Written task: Return the listing below exactly, with the pictures dropped.

--- Start ---

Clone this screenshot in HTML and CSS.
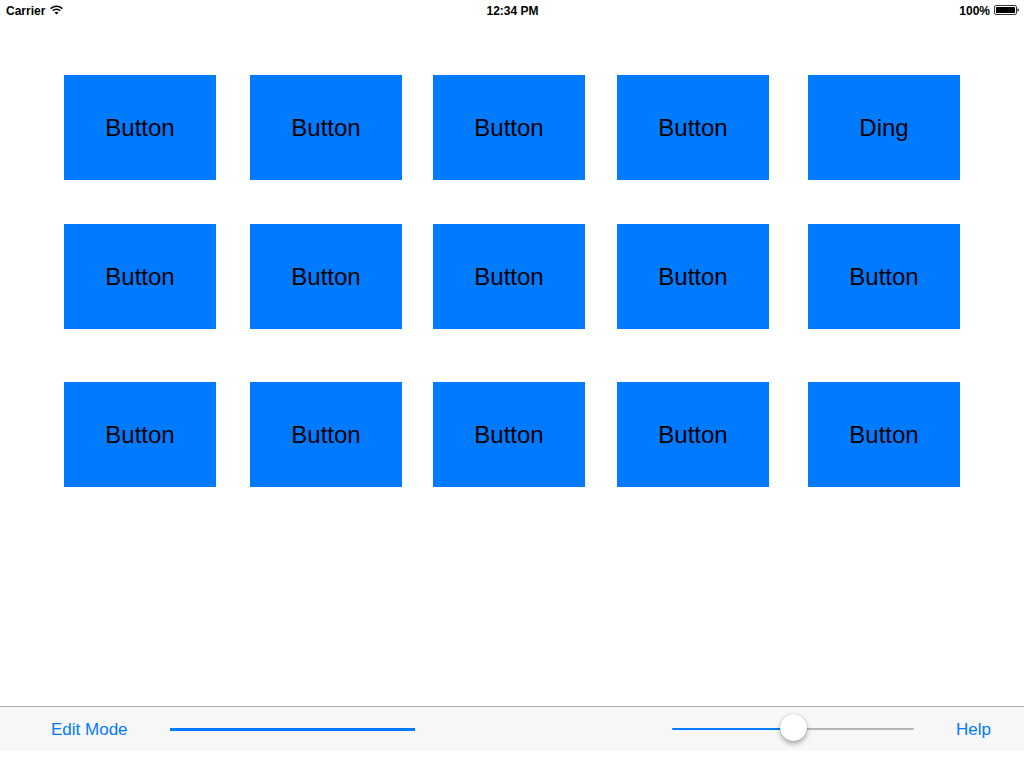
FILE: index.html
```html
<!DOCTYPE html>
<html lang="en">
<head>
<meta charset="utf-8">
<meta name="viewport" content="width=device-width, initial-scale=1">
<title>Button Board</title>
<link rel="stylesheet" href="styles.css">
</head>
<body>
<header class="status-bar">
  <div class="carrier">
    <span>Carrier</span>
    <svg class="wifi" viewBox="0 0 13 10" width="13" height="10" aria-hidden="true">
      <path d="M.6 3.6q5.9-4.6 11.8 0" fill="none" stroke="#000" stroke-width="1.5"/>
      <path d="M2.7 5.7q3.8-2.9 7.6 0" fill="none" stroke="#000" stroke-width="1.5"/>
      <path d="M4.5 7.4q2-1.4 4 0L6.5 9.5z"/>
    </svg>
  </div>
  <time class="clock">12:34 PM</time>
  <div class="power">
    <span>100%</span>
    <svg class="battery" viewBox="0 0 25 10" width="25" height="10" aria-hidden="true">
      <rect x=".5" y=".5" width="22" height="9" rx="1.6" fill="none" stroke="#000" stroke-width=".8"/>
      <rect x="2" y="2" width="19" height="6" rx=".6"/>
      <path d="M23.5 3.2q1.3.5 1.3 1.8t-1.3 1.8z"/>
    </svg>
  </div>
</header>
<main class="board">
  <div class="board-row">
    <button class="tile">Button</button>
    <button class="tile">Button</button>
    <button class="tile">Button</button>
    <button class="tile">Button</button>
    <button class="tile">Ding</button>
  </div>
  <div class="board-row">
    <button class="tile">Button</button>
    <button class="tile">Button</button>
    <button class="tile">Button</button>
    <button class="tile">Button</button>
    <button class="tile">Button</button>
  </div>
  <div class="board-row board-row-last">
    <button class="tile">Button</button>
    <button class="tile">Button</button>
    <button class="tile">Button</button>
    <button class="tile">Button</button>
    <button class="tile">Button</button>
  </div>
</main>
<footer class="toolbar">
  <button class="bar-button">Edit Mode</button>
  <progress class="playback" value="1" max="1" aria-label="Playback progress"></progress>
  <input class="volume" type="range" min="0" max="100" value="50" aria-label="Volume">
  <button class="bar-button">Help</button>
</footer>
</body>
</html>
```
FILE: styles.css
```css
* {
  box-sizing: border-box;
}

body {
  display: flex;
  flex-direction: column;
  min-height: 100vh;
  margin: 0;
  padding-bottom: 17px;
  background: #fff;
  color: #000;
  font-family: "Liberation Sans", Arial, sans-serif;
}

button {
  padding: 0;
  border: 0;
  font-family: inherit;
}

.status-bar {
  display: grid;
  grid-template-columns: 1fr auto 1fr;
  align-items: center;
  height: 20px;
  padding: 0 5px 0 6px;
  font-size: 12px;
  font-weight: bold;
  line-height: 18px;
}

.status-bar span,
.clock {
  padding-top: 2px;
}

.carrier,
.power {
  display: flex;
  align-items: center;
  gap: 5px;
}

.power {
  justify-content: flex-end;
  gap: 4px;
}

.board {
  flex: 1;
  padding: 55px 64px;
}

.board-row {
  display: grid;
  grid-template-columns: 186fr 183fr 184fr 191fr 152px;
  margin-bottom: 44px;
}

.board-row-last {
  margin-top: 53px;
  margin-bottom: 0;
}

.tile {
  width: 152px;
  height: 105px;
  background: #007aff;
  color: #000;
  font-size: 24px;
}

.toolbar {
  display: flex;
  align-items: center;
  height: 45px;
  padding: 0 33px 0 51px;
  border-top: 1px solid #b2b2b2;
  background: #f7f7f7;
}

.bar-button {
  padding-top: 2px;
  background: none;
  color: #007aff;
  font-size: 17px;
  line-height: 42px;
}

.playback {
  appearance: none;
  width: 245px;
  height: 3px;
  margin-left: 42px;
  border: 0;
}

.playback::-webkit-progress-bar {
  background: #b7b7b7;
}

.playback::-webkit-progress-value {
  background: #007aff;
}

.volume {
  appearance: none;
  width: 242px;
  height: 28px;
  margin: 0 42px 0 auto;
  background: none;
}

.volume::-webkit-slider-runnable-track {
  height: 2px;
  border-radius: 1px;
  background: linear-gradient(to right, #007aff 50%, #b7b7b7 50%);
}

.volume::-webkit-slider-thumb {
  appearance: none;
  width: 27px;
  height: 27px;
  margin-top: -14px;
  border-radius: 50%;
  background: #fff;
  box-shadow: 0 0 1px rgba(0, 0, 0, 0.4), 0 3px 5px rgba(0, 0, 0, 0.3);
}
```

--- End ---

Output of the exercise:
Clone this screenshot in HTML and CSS.
FILE: index.html
```html
<!DOCTYPE html>
<html lang="en">
<head>
<meta charset="utf-8">
<meta name="viewport" content="width=device-width, initial-scale=1">
<title>Button Board</title>
<link rel="stylesheet" href="styles.css">
</head>
<body>
<header class="status-bar">
  <div class="carrier">
    <span>Carrier</span>
    <svg class="wifi" viewBox="0 0 13 10" width="13" height="10" aria-hidden="true">
      <path d="M.6 3.6q5.9-4.6 11.8 0" fill="none" stroke="#000" stroke-width="1.5"/>
      <path d="M2.7 5.7q3.8-2.9 7.6 0" fill="none" stroke="#000" stroke-width="1.5"/>
      <path d="M4.5 7.4q2-1.4 4 0L6.5 9.5z"/>
    </svg>
  </div>
  <time class="clock">12:34 PM</time>
  <div class="power">
    <span>100%</span>
    <svg class="battery" viewBox="0 0 25 10" width="25" height="10" aria-hidden="true">
      <rect x=".5" y=".5" width="22" height="9" rx="1.6" fill="none" stroke="#000" stroke-width=".8"/>
      <rect x="2" y="2" width="19" height="6" rx=".6"/>
      <path d="M23.5 3.2q1.3.5 1.3 1.8t-1.3 1.8z"/>
    </svg>
  </div>
</header>
<main class="board">
  <div class="board-row">
    <button class="tile">Button</button>
    <button class="tile">Button</button>
    <button class="tile">Button</button>
    <button class="tile">Button</button>
    <button class="tile">Ding</button>
  </div>
  <div class="board-row">
    <button class="tile">Button</button>
    <button class="tile">Button</button>
    <button class="tile">Button</button>
    <button class="tile">Button</button>
    <button class="tile">Button</button>
  </div>
  <div class="board-row board-row-last">
    <button class="tile">Button</button>
    <button class="tile">Button</button>
    <button class="tile">Button</button>
    <button class="tile">Button</button>
    <button class="tile">Button</button>
  </div>
</main>
<footer class="toolbar">
  <button class="bar-button">Edit Mode</button>
  <progress class="playback" value="1" max="1" aria-label="Playback progress"></progress>
  <input class="volume" type="range" min="0" max="100" value="50" aria-label="Volume">
  <button class="bar-button">Help</button>
</footer>
</body>
</html>
```
FILE: styles.css
```css
* {
  box-sizing: border-box;
}

body {
  display: flex;
  flex-direction: column;
  min-height: 100vh;
  margin: 0;
  padding-bottom: 17px;
  background: #fff;
  color: #000;
  font-family: "Liberation Sans", Arial, sans-serif;
}

button {
  padding: 0;
  border: 0;
  font-family: inherit;
}

.status-bar {
  display: grid;
  grid-template-columns: 1fr auto 1fr;
  align-items: center;
  height: 20px;
  padding: 0 5px 0 6px;
  font-size: 12px;
  font-weight: bold;
  line-height: 18px;
}

.status-bar span,
.clock {
  padding-top: 2px;
}

.carrier,
.power {
  display: flex;
  align-items: center;
  gap: 5px;
}

.power {
  justify-content: flex-end;
  gap: 4px;
}

.board {
  flex: 1;
  padding: 55px 64px;
}

.board-row {
  display: grid;
  grid-template-columns: 186fr 183fr 184fr 191fr 152px;
  margin-bottom: 44px;
}

.board-row-last {
  margin-top: 53px;
  margin-bottom: 0;
}

.tile {
  width: 152px;
  height: 105px;
  background: #007aff;
  color: #000;
  font-size: 24px;
}

.toolbar {
  display: flex;
  align-items: center;
  height: 45px;
  padding: 0 33px 0 51px;
  border-top: 1px solid #b2b2b2;
  background: #f7f7f7;
}

.bar-button {
  padding-top: 2px;
  background: none;
  color: #007aff;
  font-size: 17px;
  line-height: 42px;
}

.playback {
  appearance: none;
  width: 245px;
  height: 3px;
  margin-left: 42px;
  border: 0;
}

.playback::-webkit-progress-bar {
  background: #b7b7b7;
}

.playback::-webkit-progress-value {
  background: #007aff;
}

.volume {
  appearance: none;
  width: 242px;
  height: 28px;
  margin: 0 42px 0 auto;
  background: none;
}

.volume::-webkit-slider-runnable-track {
  height: 2px;
  border-radius: 1px;
  background: linear-gradient(to right, #007aff 50%, #b7b7b7 50%);
}

.volume::-webkit-slider-thumb {
  appearance: none;
  width: 27px;
  height: 27px;
  margin-top: -14px;
  border-radius: 50%;
  background: #fff;
  box-shadow: 0 0 1px rgba(0, 0, 0, 0.4), 0 3px 5px rgba(0, 0, 0, 0.3);
}
```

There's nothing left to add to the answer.